- Born: July 21, 1862 Madison County, Kentucky, U.S.
- Died: February 6, 1944 (aged 81) Jefferson County, Arkansas, U.S.
- Resting place: Bellwood Cemetery, Pine Bluff, Arkansas, U.S. 34°13′55.4″N 92°01′33.5″W﻿ / ﻿34.232056°N 92.025972°W
- Occupations: Schoolteacher; poet;
- Known for: Flag design

= Willie Kavanaugh Hocker =

Designer of the Flag of Arkansas

Willie Kavanaugh Hocker (July 21, 1862 – February 6, 1944) was an American schoolteacher and designer of the Arkansas state flag.

==Biography==
Willie Kavanaugh Hocker was born in Madison County, Kentucky. Her father was a farmer. She and her family moved to Arkansas in 1870. After obtaining a teaching certificate in 1887, she taught school at Wabbaseka, Arkansas. Hocker died at her home in Jefferson County on February 6, 1944, at the age of 81.

==Arkansas flag==

Hocker flag proposal (1912)

Hocker was a member of the Pine Bluff chapter of the Daughters of the American Revolution.
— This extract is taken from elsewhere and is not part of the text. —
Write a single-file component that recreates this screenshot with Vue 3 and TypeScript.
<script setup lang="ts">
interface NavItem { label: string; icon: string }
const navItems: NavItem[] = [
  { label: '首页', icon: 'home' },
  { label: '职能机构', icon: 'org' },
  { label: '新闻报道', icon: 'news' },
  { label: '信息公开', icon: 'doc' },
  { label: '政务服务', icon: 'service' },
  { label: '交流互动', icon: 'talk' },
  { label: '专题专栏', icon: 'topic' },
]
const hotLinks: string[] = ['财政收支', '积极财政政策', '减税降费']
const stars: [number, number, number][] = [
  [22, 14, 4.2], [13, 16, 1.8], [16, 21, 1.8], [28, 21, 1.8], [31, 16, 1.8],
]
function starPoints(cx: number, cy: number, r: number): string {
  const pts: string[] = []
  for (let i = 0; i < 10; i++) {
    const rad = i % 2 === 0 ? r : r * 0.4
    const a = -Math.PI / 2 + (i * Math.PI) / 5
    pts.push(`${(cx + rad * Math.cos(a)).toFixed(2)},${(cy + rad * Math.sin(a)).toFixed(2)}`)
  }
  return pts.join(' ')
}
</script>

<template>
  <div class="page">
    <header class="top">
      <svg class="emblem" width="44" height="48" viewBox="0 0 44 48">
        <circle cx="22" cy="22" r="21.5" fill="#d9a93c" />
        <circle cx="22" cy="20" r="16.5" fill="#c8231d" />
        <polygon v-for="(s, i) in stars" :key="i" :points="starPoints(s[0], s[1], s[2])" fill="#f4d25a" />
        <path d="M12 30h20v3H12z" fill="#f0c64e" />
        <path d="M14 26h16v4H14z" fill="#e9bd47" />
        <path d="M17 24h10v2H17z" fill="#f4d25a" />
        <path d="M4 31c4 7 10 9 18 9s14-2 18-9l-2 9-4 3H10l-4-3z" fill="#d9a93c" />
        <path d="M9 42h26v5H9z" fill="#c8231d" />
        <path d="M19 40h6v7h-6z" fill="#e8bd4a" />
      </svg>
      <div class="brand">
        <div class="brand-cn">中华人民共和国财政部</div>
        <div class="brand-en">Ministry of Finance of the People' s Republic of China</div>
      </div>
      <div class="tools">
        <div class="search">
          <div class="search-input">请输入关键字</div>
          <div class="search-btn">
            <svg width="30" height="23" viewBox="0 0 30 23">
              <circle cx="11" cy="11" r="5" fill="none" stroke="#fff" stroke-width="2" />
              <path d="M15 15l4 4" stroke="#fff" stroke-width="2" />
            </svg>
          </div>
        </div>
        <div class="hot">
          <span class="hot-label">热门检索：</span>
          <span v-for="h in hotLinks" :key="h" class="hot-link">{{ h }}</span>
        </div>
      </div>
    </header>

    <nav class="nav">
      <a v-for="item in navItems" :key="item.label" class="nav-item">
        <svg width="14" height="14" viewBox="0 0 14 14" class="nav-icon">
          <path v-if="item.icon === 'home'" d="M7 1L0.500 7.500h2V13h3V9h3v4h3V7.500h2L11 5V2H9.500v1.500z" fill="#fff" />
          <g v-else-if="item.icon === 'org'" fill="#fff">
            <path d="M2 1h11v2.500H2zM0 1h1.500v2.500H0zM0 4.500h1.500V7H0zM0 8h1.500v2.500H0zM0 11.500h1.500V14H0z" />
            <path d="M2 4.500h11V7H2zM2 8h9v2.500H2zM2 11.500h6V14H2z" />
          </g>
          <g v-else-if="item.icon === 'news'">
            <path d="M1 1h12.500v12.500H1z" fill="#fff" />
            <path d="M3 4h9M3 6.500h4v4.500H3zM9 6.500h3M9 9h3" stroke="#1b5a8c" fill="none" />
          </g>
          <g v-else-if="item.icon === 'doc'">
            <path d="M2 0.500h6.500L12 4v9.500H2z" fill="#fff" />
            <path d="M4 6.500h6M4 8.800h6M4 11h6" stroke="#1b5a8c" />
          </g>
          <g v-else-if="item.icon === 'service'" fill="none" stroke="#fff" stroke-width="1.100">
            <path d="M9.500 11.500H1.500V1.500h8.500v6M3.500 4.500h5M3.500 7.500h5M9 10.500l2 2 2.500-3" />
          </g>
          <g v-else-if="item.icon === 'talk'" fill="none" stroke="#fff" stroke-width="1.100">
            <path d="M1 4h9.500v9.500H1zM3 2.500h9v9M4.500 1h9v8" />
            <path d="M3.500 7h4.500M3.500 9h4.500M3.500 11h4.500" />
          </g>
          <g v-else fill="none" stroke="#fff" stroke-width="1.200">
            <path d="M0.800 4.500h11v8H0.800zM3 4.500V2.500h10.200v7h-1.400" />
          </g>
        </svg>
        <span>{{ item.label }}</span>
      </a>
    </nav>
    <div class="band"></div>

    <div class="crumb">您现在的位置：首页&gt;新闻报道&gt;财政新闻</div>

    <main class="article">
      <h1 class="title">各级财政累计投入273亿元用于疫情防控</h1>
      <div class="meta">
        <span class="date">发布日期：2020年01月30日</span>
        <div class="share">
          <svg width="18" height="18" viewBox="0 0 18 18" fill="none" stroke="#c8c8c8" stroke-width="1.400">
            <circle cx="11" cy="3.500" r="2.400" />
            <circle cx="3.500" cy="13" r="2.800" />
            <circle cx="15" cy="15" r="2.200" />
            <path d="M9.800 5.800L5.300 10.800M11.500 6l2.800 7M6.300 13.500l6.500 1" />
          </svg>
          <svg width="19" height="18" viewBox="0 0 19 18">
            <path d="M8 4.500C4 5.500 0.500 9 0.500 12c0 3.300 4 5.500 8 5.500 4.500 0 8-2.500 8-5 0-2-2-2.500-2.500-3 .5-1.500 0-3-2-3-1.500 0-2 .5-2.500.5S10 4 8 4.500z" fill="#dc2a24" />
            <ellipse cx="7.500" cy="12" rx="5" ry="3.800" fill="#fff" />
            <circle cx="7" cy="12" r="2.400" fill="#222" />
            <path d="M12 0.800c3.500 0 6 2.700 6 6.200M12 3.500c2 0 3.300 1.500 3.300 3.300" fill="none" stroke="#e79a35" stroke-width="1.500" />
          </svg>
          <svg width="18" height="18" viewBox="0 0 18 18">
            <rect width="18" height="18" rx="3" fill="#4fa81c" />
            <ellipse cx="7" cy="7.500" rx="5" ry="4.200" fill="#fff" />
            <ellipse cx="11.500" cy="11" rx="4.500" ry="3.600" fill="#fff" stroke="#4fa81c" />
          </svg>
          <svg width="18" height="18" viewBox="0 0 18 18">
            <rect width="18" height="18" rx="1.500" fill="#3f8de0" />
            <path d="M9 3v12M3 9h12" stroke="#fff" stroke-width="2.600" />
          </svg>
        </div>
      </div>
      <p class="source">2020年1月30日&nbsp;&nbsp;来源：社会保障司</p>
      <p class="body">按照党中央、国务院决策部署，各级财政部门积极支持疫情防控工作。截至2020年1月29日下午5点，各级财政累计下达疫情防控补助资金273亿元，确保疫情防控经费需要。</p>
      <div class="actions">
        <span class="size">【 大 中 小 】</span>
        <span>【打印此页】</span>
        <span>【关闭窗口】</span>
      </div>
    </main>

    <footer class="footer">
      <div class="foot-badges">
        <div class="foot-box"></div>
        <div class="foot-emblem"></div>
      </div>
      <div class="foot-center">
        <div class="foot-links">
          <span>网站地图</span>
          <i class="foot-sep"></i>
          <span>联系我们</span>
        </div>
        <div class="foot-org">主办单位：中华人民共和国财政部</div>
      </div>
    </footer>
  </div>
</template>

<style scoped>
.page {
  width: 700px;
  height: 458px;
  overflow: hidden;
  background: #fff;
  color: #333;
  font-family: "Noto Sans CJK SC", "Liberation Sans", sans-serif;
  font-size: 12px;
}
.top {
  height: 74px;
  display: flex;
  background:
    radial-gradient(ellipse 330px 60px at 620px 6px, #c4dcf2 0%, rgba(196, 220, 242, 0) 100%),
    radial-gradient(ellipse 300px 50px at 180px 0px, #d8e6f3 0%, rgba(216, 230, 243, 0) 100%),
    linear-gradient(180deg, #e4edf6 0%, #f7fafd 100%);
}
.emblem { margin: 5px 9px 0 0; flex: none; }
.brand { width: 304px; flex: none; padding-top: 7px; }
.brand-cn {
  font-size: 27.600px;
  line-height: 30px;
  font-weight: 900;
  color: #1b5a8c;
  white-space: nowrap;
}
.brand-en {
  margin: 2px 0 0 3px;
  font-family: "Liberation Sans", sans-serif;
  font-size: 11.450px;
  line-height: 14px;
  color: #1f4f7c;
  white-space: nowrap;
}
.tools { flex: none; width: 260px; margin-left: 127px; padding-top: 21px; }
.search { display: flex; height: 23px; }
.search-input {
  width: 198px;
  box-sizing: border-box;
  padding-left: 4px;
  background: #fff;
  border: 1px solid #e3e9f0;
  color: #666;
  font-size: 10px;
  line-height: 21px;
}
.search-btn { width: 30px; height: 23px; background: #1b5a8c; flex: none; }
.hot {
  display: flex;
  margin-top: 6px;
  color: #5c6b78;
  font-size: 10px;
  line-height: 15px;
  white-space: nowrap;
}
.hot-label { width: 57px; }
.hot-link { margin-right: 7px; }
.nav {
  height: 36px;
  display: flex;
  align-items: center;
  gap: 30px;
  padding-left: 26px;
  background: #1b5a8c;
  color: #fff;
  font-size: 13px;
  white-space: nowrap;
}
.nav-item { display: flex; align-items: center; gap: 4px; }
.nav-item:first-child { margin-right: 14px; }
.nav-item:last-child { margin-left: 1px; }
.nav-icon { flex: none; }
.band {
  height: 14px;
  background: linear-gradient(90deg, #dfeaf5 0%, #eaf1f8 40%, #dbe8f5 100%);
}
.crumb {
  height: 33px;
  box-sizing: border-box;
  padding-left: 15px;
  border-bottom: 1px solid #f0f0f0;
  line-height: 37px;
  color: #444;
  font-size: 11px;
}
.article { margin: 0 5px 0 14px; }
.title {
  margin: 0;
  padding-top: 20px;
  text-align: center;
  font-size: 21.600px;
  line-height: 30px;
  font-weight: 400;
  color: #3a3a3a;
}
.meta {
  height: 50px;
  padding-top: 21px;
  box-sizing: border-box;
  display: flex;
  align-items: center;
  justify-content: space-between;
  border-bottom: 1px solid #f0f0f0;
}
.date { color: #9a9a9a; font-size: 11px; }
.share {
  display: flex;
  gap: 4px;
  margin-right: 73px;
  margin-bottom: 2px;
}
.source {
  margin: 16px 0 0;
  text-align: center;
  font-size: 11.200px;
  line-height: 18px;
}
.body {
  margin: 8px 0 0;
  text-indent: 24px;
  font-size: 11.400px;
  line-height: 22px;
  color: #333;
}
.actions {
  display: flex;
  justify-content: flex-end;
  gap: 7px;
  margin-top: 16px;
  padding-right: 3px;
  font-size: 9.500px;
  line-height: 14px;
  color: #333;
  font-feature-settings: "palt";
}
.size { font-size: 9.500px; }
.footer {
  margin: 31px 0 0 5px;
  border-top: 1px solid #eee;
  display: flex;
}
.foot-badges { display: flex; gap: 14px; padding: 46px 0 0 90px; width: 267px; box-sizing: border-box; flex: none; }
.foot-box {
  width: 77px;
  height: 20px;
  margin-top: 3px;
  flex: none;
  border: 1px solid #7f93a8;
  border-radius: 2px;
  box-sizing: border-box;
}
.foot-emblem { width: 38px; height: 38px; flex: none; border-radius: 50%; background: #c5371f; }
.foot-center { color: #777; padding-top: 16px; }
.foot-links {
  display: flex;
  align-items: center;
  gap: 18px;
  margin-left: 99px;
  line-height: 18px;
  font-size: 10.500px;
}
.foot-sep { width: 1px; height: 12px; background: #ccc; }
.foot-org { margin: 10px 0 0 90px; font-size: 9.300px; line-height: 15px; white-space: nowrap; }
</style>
Her chapter wanted to present the newly commissioned with a state flag; however the chapter was informed that a state flag did not exist at all. Hocker, along with other citizens, sent flag designs to Earle W. Hodges, who was the Secretary of State. She proposed a red flag with a white diamond surrounded by a border of blue, 25 white stars in the blue and three blue stars inside the white diamond. The flag design committee suggested adding the name "Arkansas" to the flag. Hocker agreed; thus the first design of the state flag was born. After some changes to add a fourth blue star to the flag, to represent Arkansas's membership in the Confederate States, the final design was set in 1924.